» Exercise details
Leave out the images; return the rest of the data exactly.

________

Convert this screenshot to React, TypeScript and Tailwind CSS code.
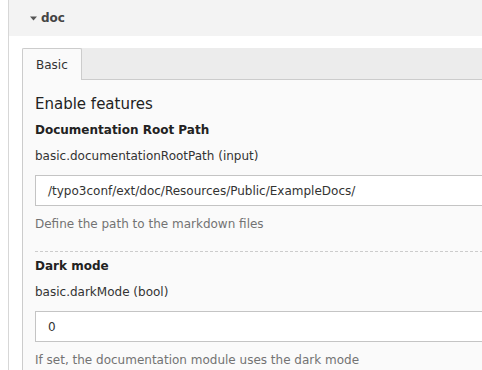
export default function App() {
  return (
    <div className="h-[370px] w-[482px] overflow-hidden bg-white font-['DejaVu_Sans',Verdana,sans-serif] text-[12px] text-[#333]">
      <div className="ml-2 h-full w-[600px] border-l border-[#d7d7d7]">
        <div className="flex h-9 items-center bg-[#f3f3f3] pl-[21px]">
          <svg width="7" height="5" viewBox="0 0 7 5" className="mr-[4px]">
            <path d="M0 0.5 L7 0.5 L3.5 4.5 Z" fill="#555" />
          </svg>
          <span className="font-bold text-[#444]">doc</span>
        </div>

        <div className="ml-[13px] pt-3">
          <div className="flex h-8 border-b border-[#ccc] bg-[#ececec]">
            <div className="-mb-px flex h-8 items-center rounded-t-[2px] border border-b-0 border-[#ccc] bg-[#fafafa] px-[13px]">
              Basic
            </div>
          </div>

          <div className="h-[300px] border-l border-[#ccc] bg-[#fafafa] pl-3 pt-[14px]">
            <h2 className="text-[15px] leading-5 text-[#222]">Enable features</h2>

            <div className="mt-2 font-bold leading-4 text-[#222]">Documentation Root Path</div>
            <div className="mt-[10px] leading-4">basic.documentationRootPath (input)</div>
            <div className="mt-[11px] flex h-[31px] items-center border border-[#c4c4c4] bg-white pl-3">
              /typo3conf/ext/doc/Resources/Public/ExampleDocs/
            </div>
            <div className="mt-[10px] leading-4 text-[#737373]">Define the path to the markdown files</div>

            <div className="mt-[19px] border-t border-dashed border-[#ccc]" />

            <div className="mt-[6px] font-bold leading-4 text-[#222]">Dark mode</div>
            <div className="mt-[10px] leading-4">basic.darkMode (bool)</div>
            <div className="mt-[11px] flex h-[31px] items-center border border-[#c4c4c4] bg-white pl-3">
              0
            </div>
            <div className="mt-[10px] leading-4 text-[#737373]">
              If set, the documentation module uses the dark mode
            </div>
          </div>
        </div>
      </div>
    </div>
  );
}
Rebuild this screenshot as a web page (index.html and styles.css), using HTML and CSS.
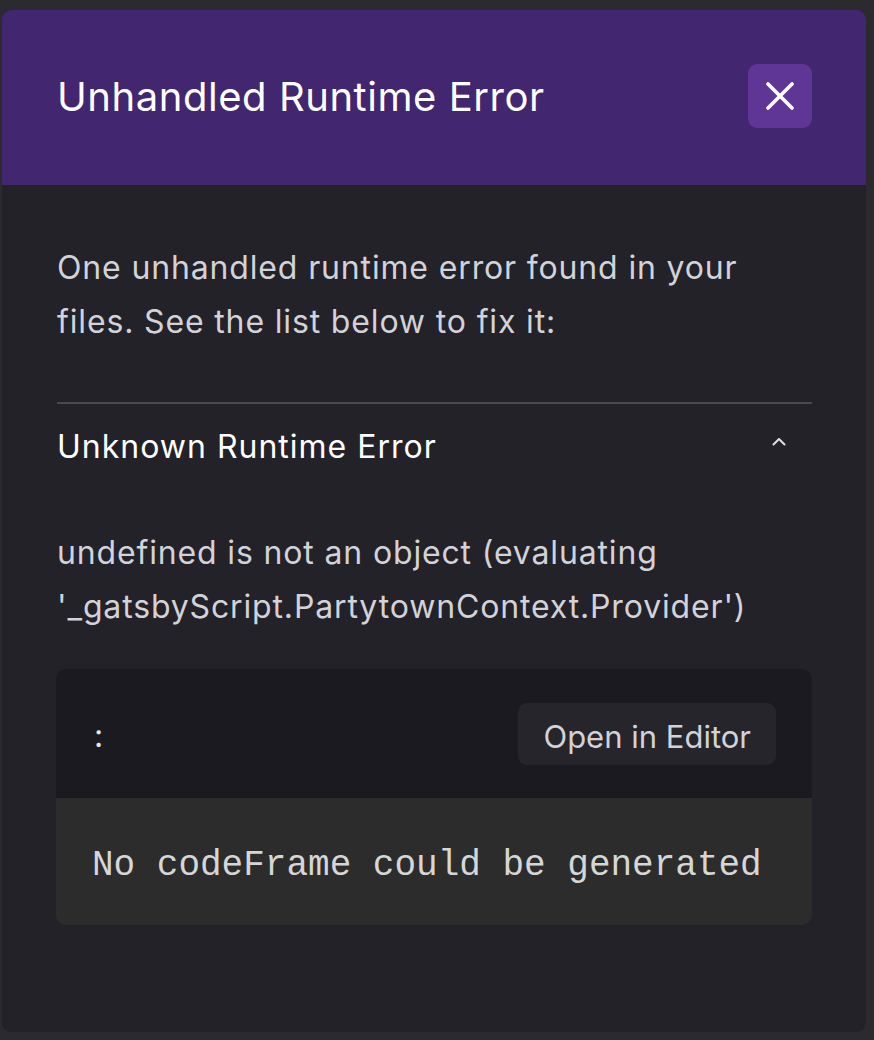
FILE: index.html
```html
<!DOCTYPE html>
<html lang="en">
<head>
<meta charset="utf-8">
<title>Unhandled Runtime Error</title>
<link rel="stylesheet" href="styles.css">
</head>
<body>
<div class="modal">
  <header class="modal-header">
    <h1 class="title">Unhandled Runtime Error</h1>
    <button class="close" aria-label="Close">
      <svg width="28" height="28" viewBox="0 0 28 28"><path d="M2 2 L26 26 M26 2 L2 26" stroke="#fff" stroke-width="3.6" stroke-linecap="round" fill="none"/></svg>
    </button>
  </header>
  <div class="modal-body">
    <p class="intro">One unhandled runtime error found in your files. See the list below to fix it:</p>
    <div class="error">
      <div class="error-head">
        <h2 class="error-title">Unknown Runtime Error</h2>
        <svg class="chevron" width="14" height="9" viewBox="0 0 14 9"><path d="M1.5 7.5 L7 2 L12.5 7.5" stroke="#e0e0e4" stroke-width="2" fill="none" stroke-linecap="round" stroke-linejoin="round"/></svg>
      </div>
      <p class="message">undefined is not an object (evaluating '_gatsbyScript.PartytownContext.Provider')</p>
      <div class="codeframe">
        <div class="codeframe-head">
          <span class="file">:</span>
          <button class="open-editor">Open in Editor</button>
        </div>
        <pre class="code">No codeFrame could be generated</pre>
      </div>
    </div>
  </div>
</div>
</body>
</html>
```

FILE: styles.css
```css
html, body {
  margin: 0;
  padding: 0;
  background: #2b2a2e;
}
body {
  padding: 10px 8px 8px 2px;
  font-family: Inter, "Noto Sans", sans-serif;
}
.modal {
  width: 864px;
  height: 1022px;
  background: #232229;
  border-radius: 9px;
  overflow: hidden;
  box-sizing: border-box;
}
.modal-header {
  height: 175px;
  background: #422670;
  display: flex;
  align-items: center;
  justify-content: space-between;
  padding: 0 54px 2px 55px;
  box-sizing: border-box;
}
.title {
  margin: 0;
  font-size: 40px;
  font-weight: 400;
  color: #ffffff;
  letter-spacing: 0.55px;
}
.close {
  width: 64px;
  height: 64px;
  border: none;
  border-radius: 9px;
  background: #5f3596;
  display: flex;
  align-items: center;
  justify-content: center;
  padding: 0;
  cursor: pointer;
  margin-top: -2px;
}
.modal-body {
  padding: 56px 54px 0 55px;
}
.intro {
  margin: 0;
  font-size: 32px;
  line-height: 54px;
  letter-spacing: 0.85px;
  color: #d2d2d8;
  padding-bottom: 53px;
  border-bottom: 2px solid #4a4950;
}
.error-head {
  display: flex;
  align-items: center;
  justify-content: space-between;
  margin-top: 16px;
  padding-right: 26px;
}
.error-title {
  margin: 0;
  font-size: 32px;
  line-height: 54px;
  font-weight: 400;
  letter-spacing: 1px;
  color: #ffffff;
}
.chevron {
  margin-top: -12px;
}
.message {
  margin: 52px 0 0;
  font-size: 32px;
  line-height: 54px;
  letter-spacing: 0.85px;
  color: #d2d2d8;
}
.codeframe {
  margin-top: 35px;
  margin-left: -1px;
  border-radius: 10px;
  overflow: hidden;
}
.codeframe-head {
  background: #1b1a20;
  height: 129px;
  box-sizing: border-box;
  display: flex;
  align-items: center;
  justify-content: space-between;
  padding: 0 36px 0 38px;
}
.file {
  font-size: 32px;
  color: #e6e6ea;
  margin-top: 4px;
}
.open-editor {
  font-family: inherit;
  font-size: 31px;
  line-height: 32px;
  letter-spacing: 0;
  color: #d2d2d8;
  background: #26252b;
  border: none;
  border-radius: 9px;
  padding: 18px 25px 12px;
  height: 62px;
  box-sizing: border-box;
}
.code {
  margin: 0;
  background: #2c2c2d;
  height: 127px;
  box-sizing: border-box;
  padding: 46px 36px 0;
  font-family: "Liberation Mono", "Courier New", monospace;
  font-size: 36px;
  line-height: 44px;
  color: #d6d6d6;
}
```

________

» Solution to this task
Convert this screenshot to React, TypeScript and Tailwind CSS code.
export default function App() {
  return (
    <div className="h-[370px] w-[482px] overflow-hidden bg-white font-['DejaVu_Sans',Verdana,sans-serif] text-[12px] text-[#333]">
      <div className="ml-2 h-full w-[600px] border-l border-[#d7d7d7]">
        <div className="flex h-9 items-center bg-[#f3f3f3] pl-[21px]">
          <svg width="7" height="5" viewBox="0 0 7 5" className="mr-[4px]">
            <path d="M0 0.5 L7 0.5 L3.5 4.5 Z" fill="#555" />
          </svg>
          <span className="font-bold text-[#444]">doc</span>
        </div>

        <div className="ml-[13px] pt-3">
          <div className="flex h-8 border-b border-[#ccc] bg-[#ececec]">
            <div className="-mb-px flex h-8 items-center rounded-t-[2px] border border-b-0 border-[#ccc] bg-[#fafafa] px-[13px]">
              Basic
            </div>
          </div>

          <div className="h-[300px] border-l border-[#ccc] bg-[#fafafa] pl-3 pt-[14px]">
            <h2 className="text-[15px] leading-5 text-[#222]">Enable features</h2>

            <div className="mt-2 font-bold leading-4 text-[#222]">Documentation Root Path</div>
            <div className="mt-[10px] leading-4">basic.documentationRootPath (input)</div>
            <div className="mt-[11px] flex h-[31px] items-center border border-[#c4c4c4] bg-white pl-3">
              /typo3conf/ext/doc/Resources/Public/ExampleDocs/
            </div>
            <div className="mt-[10px] leading-4 text-[#737373]">Define the path to the markdown files</div>

            <div className="mt-[19px] border-t border-dashed border-[#ccc]" />

            <div className="mt-[6px] font-bold leading-4 text-[#222]">Dark mode</div>
            <div className="mt-[10px] leading-4">basic.darkMode (bool)</div>
            <div className="mt-[11px] flex h-[31px] items-center border border-[#c4c4c4] bg-white pl-3">
              0
            </div>
            <div className="mt-[10px] leading-4 text-[#737373]">
              If set, the documentation module uses the dark mode
            </div>
          </div>
        </div>
      </div>
    </div>
  );
}
Rebuild this screenshot as a web page (index.html and styles.css), using HTML and CSS.
FILE: index.html
```html
<!DOCTYPE html>
<html lang="en">
<head>
<meta charset="utf-8">
<title>Unhandled Runtime Error</title>
<link rel="stylesheet" href="styles.css">
</head>
<body>
<div class="modal">
  <header class="modal-header">
    <h1 class="title">Unhandled Runtime Error</h1>
    <button class="close" aria-label="Close">
      <svg width="28" height="28" viewBox="0 0 28 28"><path d="M2 2 L26 26 M26 2 L2 26" stroke="#fff" stroke-width="3.6" stroke-linecap="round" fill="none"/></svg>
    </button>
  </header>
  <div class="modal-body">
    <p class="intro">One unhandled runtime error found in your files. See the list below to fix it:</p>
    <div class="error">
      <div class="error-head">
        <h2 class="error-title">Unknown Runtime Error</h2>
        <svg class="chevron" width="14" height="9" viewBox="0 0 14 9"><path d="M1.5 7.5 L7 2 L12.5 7.5" stroke="#e0e0e4" stroke-width="2" fill="none" stroke-linecap="round" stroke-linejoin="round"/></svg>
      </div>
      <p class="message">undefined is not an object (evaluating '_gatsbyScript.PartytownContext.Provider')</p>
      <div class="codeframe">
        <div class="codeframe-head">
          <span class="file">:</span>
          <button class="open-editor">Open in Editor</button>
        </div>
        <pre class="code">No codeFrame could be generated</pre>
      </div>
    </div>
  </div>
</div>
</body>
</html>
```

FILE: styles.css
```css
html, body {
  margin: 0;
  padding: 0;
  background: #2b2a2e;
}
body {
  padding: 10px 8px 8px 2px;
  font-family: Inter, "Noto Sans", sans-serif;
}
.modal {
  width: 864px;
  height: 1022px;
  background: #232229;
  border-radius: 9px;
  overflow: hidden;
  box-sizing: border-box;
}
.modal-header {
  height: 175px;
  background: #422670;
  display: flex;
  align-items: center;
  justify-content: space-between;
  padding: 0 54px 2px 55px;
  box-sizing: border-box;
}
.title {
  margin: 0;
  font-size: 40px;
  font-weight: 400;
  color: #ffffff;
  letter-spacing: 0.55px;
}
.close {
  width: 64px;
  height: 64px;
  border: none;
  border-radius: 9px;
  background: #5f3596;
  display: flex;
  align-items: center;
  justify-content: center;
  padding: 0;
  cursor: pointer;
  margin-top: -2px;
}
.modal-body {
  padding: 56px 54px 0 55px;
}
.intro {
  margin: 0;
  font-size: 32px;
  line-height: 54px;
  letter-spacing: 0.85px;
  color: #d2d2d8;
  padding-bottom: 53px;
  border-bottom: 2px solid #4a4950;
}
.error-head {
  display: flex;
  align-items: center;
  justify-content: space-between;
  margin-top: 16px;
  padding-right: 26px;
}
.error-title {
  margin: 0;
  font-size: 32px;
  line-height: 54px;
  font-weight: 400;
  letter-spacing: 1px;
  color: #ffffff;
}
.chevron {
  margin-top: -12px;
}
.message {
  margin: 52px 0 0;
  font-size: 32px;
  line-height: 54px;
  letter-spacing: 0.85px;
  color: #d2d2d8;
}
.codeframe {
  margin-top: 35px;
  margin-left: -1px;
  border-radius: 10px;
  overflow: hidden;
}
.codeframe-head {
  background: #1b1a20;
  height: 129px;
  box-sizing: border-box;
  display: flex;
  align-items: center;
  justify-content: space-between;
  padding: 0 36px 0 38px;
}
.file {
  font-size: 32px;
  color: #e6e6ea;
  margin-top: 4px;
}
.open-editor {
  font-family: inherit;
  font-size: 31px;
  line-height: 32px;
  letter-spacing: 0;
  color: #d2d2d8;
  background: #26252b;
  border: none;
  border-radius: 9px;
  padding: 18px 25px 12px;
  height: 62px;
  box-sizing: border-box;
}
.code {
  margin: 0;
  background: #2c2c2d;
  height: 127px;
  box-sizing: border-box;
  padding: 46px 36px 0;
  font-family: "Liberation Mono", "Courier New", monospace;
  font-size: 36px;
  line-height: 44px;
  color: #d6d6d6;
}
```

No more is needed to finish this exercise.